Background: Gene expression profiling of nephropathies may facilitate development of diagnostic strategies for complex renal diseases as well as provide insight into the molecular pathogenesis of kidney diseases. To test molecular based renal disease categorization, differential gene expression profiles were compared between control and hydronephrotic kidneys showing varying degrees of inflammation and fibrosis.
Methods: RNA expression profiles from 9 hydronephrotic and 3 control kidneys were analyzed using small macroarrays dedicated to genes involved in cell-cell contact, matrix turnover, and inflammation. In parallel, the degree of tubulointerstitial inflammation, fibrosis, and tubular atrophy using light microscopy and quantitative immunohistochemical parameters was determined.
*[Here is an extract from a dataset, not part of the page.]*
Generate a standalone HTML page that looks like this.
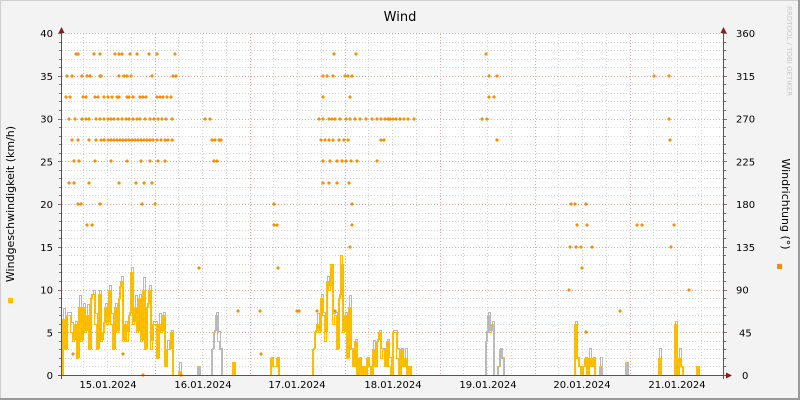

Results: Hierarchic clustering and self-organizing maps led to a gene expression dendrogram with three distinct nodes representing the control group, four kidneys with high inflammation, and five kidneys giving high fibrosis scores. To evaluate the clinical applicability of the marker set, the expression of nine genes (6Ckine, IL-8, MMP-9, MMP-3, MMP-7, urokinase R, CXCR5, integrin-beta4, and pleiotrophin) was tested in tubulointerstitial samples from routine renal biopsies. Seven mRNA markers showed differential regulation in inflammation and fibrosis in the biopsy population. Clinical follow-up revealed stringent correlation between gene expression data and progression of renal disease, and allowed segregation of the biopsies into progressive or stable disease course based on gene expression profiles.
Conclusion: This study suggests the feasibility of gene expression-based disease categorization in human nephropathies based on the extraction of marker gene sets.